PROBLEM TO WORK ON >>
Nothing but the lines from the line with "Recreate this image" to the line with "border-t-[#808080] border-l-[#808080] border-r-white", both included, is to be repeated, and those exactly. Leave out the pictures.

ENTRIES SHOWN >>

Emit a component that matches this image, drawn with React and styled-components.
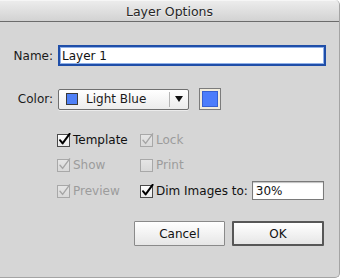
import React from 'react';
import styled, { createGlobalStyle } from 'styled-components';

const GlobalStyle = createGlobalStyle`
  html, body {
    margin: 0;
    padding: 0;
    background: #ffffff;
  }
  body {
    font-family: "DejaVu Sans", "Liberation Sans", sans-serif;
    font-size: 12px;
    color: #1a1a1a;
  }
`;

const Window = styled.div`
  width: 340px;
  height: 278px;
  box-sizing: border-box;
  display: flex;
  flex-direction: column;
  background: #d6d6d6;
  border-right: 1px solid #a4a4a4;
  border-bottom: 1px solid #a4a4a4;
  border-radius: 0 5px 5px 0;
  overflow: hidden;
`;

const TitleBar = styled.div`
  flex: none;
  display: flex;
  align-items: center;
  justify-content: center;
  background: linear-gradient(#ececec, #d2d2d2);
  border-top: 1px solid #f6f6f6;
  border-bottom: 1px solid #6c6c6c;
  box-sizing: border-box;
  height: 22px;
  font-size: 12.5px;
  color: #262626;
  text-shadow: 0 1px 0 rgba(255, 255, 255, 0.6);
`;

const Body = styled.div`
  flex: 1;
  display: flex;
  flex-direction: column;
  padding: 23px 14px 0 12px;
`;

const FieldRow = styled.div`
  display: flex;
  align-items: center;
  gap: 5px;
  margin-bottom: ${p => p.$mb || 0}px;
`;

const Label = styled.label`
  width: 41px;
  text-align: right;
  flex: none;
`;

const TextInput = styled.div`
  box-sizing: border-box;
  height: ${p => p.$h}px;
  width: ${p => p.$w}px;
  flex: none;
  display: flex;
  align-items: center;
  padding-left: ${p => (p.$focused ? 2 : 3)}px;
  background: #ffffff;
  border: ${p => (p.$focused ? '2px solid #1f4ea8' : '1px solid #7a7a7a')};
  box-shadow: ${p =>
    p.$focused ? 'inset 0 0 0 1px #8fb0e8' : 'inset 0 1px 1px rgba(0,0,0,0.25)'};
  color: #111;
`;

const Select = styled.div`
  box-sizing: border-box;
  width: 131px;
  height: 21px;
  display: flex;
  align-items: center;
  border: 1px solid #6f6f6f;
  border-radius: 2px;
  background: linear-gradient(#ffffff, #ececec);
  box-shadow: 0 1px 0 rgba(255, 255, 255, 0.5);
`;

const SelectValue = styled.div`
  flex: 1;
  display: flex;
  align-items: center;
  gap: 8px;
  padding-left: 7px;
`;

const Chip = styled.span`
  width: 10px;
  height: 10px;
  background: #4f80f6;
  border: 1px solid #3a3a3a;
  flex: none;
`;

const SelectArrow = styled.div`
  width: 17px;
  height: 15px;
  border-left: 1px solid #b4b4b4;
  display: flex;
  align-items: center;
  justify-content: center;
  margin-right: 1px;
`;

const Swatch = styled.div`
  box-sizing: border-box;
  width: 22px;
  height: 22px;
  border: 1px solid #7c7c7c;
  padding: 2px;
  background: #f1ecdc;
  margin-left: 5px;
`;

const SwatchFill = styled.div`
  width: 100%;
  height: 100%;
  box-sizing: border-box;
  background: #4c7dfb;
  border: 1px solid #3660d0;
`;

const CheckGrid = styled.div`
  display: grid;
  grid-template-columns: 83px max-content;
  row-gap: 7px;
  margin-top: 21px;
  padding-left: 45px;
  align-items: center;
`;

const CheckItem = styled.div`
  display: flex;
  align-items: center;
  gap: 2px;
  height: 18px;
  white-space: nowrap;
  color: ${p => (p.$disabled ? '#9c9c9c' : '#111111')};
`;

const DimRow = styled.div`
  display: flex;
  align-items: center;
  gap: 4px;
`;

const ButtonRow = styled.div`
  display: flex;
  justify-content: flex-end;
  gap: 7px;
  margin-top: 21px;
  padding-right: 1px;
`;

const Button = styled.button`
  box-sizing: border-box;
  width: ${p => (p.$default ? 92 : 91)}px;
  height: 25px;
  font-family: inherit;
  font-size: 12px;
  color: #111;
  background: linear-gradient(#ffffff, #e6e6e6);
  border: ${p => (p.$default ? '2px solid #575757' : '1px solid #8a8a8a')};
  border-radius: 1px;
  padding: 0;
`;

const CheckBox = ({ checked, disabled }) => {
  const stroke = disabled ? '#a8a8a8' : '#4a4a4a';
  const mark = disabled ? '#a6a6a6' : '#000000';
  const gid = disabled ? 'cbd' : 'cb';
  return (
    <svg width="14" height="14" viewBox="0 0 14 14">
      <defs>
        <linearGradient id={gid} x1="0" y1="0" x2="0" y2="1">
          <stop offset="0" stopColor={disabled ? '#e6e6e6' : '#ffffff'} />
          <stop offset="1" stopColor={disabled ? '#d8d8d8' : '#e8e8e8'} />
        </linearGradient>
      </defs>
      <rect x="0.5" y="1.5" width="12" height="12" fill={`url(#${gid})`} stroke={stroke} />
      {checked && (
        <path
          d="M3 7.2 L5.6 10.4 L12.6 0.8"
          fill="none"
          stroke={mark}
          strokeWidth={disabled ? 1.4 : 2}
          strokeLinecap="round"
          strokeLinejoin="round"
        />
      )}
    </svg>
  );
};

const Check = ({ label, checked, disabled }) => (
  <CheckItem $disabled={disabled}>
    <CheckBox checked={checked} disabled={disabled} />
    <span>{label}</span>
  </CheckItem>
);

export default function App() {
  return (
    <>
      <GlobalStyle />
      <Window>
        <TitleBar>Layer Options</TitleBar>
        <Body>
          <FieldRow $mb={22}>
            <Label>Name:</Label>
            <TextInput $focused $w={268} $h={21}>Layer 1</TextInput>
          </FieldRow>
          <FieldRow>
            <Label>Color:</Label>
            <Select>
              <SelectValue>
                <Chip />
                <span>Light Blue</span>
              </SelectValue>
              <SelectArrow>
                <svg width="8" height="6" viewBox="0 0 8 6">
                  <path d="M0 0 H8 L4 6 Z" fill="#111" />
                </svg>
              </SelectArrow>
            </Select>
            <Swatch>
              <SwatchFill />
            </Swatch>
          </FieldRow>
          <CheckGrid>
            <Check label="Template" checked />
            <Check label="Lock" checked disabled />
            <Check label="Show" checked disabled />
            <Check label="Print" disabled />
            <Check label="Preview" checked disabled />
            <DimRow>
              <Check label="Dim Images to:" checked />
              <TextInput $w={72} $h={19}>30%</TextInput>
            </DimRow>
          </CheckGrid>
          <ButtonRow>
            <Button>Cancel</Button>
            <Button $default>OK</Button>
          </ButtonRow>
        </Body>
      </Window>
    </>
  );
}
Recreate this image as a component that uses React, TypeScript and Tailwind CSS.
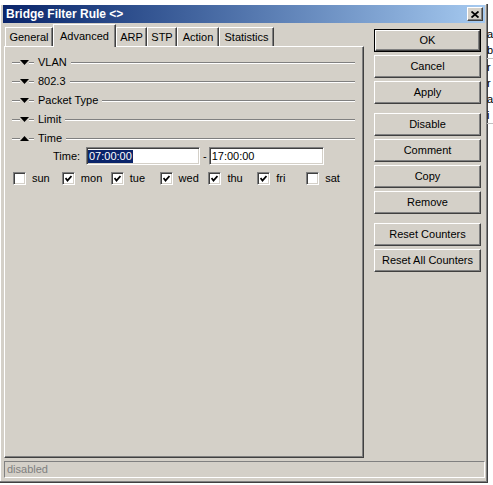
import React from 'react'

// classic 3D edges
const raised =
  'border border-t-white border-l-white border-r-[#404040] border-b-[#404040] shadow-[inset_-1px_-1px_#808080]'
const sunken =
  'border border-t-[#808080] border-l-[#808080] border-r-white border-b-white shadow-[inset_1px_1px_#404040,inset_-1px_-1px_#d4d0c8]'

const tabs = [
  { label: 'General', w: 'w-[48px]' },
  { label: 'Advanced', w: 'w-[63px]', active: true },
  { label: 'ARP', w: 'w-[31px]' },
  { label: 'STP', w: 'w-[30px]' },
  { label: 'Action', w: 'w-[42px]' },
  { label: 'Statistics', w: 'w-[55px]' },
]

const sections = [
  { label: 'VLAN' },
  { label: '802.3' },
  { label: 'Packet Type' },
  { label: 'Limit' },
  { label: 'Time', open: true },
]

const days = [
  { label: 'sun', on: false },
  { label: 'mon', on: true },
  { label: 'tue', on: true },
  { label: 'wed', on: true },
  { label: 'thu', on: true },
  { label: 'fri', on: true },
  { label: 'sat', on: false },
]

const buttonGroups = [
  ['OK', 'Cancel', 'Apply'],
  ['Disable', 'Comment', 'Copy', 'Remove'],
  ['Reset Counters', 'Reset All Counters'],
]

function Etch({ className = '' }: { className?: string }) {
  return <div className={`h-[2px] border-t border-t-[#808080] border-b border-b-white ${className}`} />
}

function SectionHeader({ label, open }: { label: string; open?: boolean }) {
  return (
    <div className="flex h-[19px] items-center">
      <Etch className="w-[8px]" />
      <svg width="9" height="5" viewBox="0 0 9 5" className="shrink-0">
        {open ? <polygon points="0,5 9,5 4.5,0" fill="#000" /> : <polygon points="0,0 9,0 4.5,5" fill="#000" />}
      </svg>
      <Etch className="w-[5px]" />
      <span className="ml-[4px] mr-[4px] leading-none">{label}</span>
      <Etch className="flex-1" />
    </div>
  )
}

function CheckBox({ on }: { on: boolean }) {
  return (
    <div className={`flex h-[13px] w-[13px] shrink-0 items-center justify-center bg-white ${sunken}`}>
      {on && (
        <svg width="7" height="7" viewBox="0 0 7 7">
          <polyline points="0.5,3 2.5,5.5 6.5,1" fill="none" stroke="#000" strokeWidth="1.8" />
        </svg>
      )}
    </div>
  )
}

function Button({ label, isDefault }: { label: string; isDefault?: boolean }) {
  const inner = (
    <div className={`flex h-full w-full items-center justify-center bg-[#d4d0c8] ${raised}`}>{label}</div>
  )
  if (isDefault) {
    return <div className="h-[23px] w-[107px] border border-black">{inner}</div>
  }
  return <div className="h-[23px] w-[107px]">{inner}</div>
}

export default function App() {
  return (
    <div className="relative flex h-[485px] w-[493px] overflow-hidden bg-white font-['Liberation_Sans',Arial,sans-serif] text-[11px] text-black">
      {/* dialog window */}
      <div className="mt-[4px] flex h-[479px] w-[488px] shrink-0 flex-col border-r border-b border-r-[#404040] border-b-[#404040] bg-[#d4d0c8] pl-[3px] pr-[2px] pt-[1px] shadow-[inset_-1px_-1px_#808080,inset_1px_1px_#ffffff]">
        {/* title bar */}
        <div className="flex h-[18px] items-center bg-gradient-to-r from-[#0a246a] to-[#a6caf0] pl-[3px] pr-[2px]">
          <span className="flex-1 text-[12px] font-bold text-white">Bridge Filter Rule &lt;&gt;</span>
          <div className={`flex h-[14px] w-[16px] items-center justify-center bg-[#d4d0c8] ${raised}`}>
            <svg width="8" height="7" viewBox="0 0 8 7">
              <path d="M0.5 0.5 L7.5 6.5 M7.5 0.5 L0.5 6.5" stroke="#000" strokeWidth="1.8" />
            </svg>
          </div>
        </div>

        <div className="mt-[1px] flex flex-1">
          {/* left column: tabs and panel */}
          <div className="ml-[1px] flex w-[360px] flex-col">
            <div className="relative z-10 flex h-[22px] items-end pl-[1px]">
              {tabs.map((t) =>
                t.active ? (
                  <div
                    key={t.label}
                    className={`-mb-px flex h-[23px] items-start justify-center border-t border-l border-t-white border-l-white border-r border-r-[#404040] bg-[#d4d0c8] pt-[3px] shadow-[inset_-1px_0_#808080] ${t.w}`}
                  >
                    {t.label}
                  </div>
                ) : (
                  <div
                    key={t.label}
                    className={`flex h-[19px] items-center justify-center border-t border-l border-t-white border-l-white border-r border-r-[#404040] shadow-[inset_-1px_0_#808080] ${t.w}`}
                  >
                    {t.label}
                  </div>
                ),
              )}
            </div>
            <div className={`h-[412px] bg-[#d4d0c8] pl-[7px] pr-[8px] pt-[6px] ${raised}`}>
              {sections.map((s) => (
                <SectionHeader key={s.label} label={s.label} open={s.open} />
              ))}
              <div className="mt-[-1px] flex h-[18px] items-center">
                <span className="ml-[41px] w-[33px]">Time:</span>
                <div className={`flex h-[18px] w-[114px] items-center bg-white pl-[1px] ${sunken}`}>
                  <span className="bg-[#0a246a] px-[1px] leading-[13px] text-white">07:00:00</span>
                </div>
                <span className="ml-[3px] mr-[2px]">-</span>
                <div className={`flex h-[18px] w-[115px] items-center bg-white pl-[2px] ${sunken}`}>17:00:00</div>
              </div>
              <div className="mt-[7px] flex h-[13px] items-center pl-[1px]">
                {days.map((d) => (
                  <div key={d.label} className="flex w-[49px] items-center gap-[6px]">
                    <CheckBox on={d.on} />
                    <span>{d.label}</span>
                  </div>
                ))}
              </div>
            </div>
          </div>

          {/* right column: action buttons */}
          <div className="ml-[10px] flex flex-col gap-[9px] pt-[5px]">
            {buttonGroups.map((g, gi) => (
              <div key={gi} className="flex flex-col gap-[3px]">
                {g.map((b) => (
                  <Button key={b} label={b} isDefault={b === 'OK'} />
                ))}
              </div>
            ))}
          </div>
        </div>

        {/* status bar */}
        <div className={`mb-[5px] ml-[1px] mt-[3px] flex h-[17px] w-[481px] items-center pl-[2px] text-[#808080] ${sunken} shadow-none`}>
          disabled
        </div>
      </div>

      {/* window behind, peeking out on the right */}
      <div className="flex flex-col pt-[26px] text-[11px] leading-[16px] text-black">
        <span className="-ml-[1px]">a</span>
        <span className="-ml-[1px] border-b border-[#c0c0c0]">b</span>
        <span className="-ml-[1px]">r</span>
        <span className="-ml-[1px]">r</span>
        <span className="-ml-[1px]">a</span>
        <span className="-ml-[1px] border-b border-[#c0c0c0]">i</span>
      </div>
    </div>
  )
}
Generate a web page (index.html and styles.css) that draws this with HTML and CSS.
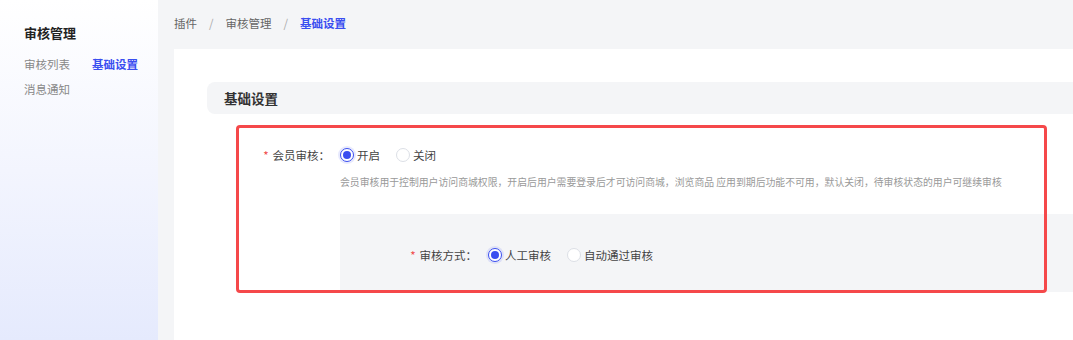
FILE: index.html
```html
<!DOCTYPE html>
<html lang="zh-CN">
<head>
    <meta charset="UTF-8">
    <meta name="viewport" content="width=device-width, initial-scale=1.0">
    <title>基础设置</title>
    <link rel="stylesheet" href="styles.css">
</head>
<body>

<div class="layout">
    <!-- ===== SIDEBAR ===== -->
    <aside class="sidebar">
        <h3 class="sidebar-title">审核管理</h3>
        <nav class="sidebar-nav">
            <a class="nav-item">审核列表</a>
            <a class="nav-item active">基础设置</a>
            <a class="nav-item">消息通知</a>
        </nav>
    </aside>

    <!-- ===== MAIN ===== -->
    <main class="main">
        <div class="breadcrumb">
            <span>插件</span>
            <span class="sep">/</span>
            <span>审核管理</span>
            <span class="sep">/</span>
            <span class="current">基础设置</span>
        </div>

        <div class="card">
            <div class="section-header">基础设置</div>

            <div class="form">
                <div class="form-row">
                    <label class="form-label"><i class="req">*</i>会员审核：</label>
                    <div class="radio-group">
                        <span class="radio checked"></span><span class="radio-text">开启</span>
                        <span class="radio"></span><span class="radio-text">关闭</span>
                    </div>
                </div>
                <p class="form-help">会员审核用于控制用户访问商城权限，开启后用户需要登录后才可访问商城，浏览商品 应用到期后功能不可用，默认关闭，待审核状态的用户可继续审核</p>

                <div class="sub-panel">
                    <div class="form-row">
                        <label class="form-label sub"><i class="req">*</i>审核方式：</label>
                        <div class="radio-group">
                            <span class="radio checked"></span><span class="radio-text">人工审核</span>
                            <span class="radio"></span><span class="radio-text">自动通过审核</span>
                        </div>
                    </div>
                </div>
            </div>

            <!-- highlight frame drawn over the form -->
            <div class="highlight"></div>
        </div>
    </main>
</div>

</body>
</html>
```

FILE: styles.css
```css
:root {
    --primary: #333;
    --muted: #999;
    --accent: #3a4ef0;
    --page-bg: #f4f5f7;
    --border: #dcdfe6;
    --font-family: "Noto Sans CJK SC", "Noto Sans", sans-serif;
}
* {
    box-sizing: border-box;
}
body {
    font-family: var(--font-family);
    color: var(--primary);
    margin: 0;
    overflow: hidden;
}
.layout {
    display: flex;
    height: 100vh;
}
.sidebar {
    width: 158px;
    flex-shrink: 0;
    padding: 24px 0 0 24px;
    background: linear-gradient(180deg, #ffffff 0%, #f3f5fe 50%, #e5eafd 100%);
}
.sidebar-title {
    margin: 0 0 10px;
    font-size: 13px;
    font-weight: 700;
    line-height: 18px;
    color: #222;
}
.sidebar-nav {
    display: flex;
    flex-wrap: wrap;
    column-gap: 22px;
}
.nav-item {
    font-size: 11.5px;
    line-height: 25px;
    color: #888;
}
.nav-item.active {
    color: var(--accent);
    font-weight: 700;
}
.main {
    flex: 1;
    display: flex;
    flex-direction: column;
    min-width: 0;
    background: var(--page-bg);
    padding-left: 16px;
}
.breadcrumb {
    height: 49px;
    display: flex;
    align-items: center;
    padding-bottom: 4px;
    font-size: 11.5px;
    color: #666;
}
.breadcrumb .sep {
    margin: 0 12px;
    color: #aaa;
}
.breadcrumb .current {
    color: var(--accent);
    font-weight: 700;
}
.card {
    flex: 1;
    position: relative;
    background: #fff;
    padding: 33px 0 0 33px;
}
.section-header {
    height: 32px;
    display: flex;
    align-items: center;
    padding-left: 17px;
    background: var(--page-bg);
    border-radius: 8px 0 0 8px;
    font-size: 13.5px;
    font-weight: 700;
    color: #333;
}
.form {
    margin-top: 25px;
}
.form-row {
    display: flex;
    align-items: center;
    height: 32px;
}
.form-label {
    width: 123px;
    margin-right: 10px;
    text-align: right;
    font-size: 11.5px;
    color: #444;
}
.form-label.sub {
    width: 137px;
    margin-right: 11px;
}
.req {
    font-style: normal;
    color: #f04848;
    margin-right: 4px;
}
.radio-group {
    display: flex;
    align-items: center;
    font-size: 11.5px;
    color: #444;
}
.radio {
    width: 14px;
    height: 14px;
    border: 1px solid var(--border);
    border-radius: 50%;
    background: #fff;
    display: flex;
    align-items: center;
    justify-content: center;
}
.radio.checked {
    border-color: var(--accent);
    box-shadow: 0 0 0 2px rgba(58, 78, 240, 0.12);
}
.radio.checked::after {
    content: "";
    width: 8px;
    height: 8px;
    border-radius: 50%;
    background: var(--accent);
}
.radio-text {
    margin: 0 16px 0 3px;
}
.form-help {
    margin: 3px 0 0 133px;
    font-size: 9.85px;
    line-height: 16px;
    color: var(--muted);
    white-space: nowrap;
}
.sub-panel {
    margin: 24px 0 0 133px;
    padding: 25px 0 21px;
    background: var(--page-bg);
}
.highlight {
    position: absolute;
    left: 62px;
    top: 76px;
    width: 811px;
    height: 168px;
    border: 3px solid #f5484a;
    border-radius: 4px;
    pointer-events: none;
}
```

THE SOLUTION >>
Recreate this image as a component that uses React, TypeScript and Tailwind CSS.
import React from 'react'

// classic 3D edges
const raised =
  'border border-t-white border-l-white border-r-[#404040] border-b-[#404040] shadow-[inset_-1px_-1px_#808080]'
const sunken =
  'border border-t-[#808080] border-l-[#808080] border-r-white border-b-white shadow-[inset_1px_1px_#404040,inset_-1px_-1px_#d4d0c8]'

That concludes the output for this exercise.